Me aproximé nuevamente y espanté a los niños. El tío se había vuelto a ensuciar, ahora, el muy cabrón, parecía una croqueta con pantalón corto. Otra vez a la orilla, y otra vez a echarle agua. Por lo menos, esta vez, no le veo las pelotas.

Me despido y salgo disparado, casi corriendo en busca de mi señora, que flipa cuando me ve llegar y esconderme detrás de una piedra grande que había donde ella estaba tomando el sol.

—¿Qué haces? —pregunta perpleja, pero rápidamente afirma—: ¡ya has liado alguna!

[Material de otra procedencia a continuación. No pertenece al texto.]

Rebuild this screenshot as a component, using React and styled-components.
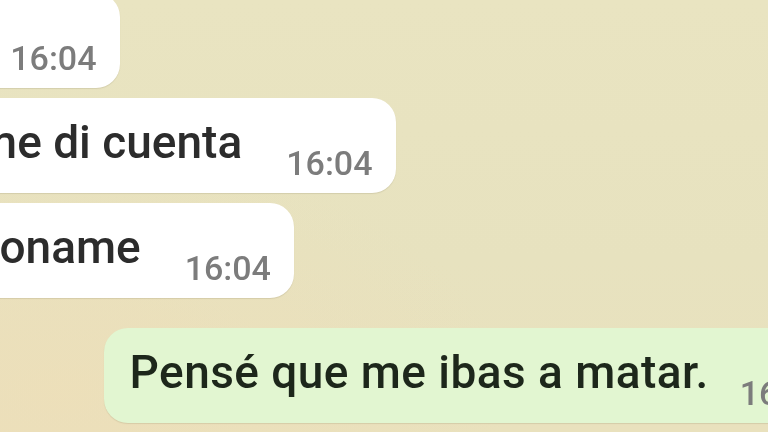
import React from "react";
import styled, { createGlobalStyle } from "styled-components";

const Global = createGlobalStyle`
  html, body { margin: 0; padding: 0; }
  body {
    width: 768px;
    height: 432px;
    overflow: hidden;
    background: #e8e2c1;
    font-family: Roboto, "Noto Sans", "Liberation Sans", sans-serif;
  }
`;

const Screen = styled.div`
  width: 768px;
  height: 432px;
  overflow: hidden;
  background:
    radial-gradient(ellipse at 8% 92%, rgba(238, 222, 184, 0.7), transparent 45%),
    linear-gradient(180deg, #e9e4c1 0%, #e7e2bf 60%, #e9e1bd 100%);
  filter: blur(0.7px);
`;

const Chat = styled.div`
  display: flex;
  flex-direction: column;
  width: 1011px;
  margin-left: -122px;
  margin-top: -7px;
`;

const Bubble = styled.div`
  display: flex;
  align-items: flex-end;
  align-self: ${(p) => (p.$out ? "flex-end" : "flex-start")};
  margin-top: ${(p) => p.$space || 0}px;
  padding: 17px 23px 10px 26px;
  border-radius: 24px;
  background: ${(p) => (p.$out ? "#e2f6d1" : "#ffffff")};
  box-shadow: 0 1px 1px rgba(120, 110, 80, 0.18);
`;

const Text = styled.span`
  font-size: 46px;
  font-weight: 500;
  line-height: 54px;
  margin-bottom: 14px;
  letter-spacing: ${(p) => (p.$out ? "0.45px" : "0")};
  color: ${(p) => (p.$out ? "#1d271b" : "#2c2c2c")};
  white-space: nowrap;
`;

const Meta = styled.span`
  display: flex;
  align-items: center;
  gap: 6px;
  margin-left: ${(p) => (p.$out ? 31 : 44)}px;
  font-size: 34px;
  font-weight: 500;
  line-height: 40px;
  color: #7c7c7c;
  white-space: nowrap;
`;

const Ticks = () => (
  <svg width="34" height="22" viewBox="0 0 34 22" fill="none" stroke="#53bdeb" strokeWidth="3" strokeLinecap="round" strokeLinejoin="round">
    <path d="M2 12l6 6L20 4" />
    <path d="M14 16l2 2L30 4" />
  </svg>
);

const messages = [
  { text: "Sí?", time: "16:04" },
  { text: "Ya, me di cuenta", time: "16:04", space: 10 },
  { text: "Perdoname", time: "16:04", space: 10 },
  { text: "Pensé que me ibas a matar.", time: "16:04", space: 30, out: true },
];

export default function App() {
  return (
    <>
      <Global />
      <Screen>
        <Chat>
          {messages.map((m, i) => (
            <Bubble key={i} $out={m.out} $space={m.space}>
              <Text $out={m.out}>{m.text}</Text>
              <Meta $out={m.out}>
                {m.time}
                {m.out && <Ticks />}
              </Meta>
            </Bubble>
          ))}
        </Chat>
      </Screen>
    </>
  );
}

— ¡Yo no nena! —me defiendo y le cuento mi aventura mientras, desde mi escondite, veo pasar a mi pesadilla en dirección al pueblo.

— ¡Te está bien empleado!, ¡un tío con toda la calva y de mirón!, ¡siempre tienes que montar algún numero!

— ¡Joder nena! Que no ha sido culpa mía.

— ¿A no?, ¿y qué hacías hay dentro?, ¿qué se te ha perdido a ti, ahí?

— Mujer, pues… —respondí recordando el par de chochitos pelones que había visto.

— ¡No me lo digas! No quiero saberlo, —me interrumpe— ¡Qué vergüenza! A tus años.

— ¡Jo nena!

— ¡Mañana vuelves a entrar!

— ¡No, no, no, seguro que no! —la respondí, pero… no sé, ya veremos, mañana será otro día.